The ability to articulate a robust aesthetic theory is not a precondition of artistic virtue. But Stoppard’s was remarkably accurate in broad outline, and one he established early in his career. He was suspicious of the facile subjectivism about values that had been popularized in Britain by A.J. Ayer’s account of logical positivism, and which Stoppard ridiculed in his play Jumpers. In later life, he explicitly identified himself as a value “realist” in the philosopher’s sense of the term. He loathed communism, not least for its gratuitous imposition of extraneous social objectives onto the autonomous domain of intellectual creativity, and was repulsed by the homegrown anti-Western demonstrations of 1968. By the Eighties, Stoppard had committed the ultimate act of bien pensant sacrilege: he had expressed a sneaking admiration for Margaret Thatcher.
Stoppard was essentially a bourgeois artist, proudly owning the implications of the label, progressive literary cliches be damned. His discomfort with smuggling social commentary as literary creativity was an intrinsic, rather than incidental, feature of his outlook. Stoppard’s signature love of verbal play and “brittle” dialogue — his effort to make already erudite characters speak a notch or two more quickly and intelligently than anyone would in real life — was a natural development of his dislike of “the political”. At the same time, his rejection of naturalism was controlled enough to prevent his work degenerating into what he referred to, with apparently equal disdain, as “that child’s garden of easy victories known as the avant-garde”.

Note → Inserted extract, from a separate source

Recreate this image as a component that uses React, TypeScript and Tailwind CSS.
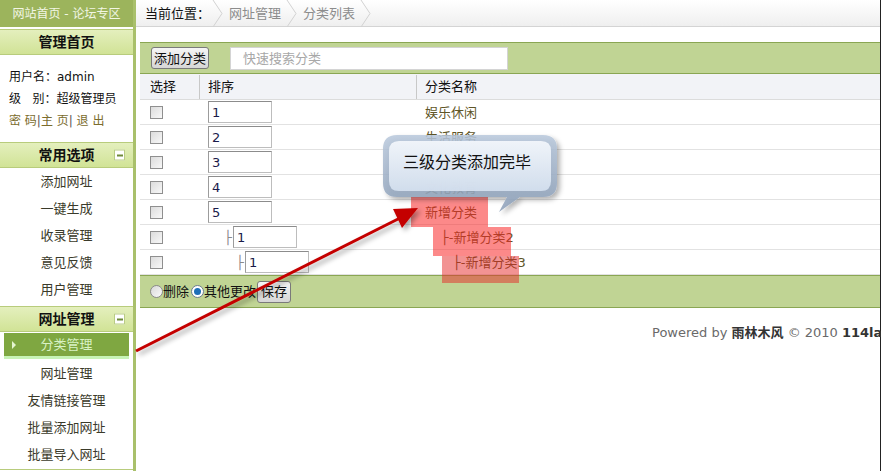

In a remarkable New Yorker profile of Stoppard, written by Kenneth Tynan in 1977, the playwright’s self-image as defiantly antithetical to political art seems to continually prickle his interviewer. It is “deeply embarrassing”, Stoppard insists, when a piece of work fallaciously assumes that it must be important simply because it gestures at some urgent social or political issue. “I used to feel out on a limb,” he adds of the heyday of kitchen-sink realism, “because when I started to write you were a shit if you weren’t writing about Vietnam or housing. Now I have no compunction about that.” “[My plays] must be entirely untouched by any suspicion of usefulness,” he adds with Wildean flair. “I should have the courage of my lack of convictions.”
By contrast with Wilde, too often seduced by the allure of paradox to articulate his background ethic in a clear way, Stoppard could easily switch into admirable frankness: in the end, he announced, he stood for “Western liberal democracy, favoring an intellectual elite and a progressive middle class and based on a moral order derived from Christian absolutes”. Many literary elites have attempted, both in Stoppard’s day and sense, to tell themselves a more extravagant story; Stoppard may have had too much intelligence, and easy access to his own mind, to sustain that kind of self-deception. “It’s a sheer perversion of speech,” he insisted, “to describe the society I live in as one that inflicts violence on the underprivileged. What worries me is not the bourgeois exception but the totalitarian norm.”
Already pronounced in Stoppard’s day, the collective cultural obsession of filtering aesthetic appreciation through a narrow range of social and psychological preoccupations has become one of the basic tenets of progressive art. It is tempting to think that many of these assumptions are now so widespread as to be scarcely noticeable, all while silently guiding judgments of comparative prestige, worthy subject-matter and literary seriousness. Stoppard’s shimmering, abstract verbal play could be all too easy to dismiss as symptomatic of a limitation, somehow meretricious or shallowly cerebral: making his plays, as one reviewer put it, into wonderful “Fabergé Easter eggs”. Though never Nobel-prized, the degree to which Stoppard was generally prized by the public suggests they didn’t poo-poo that dazzling gift.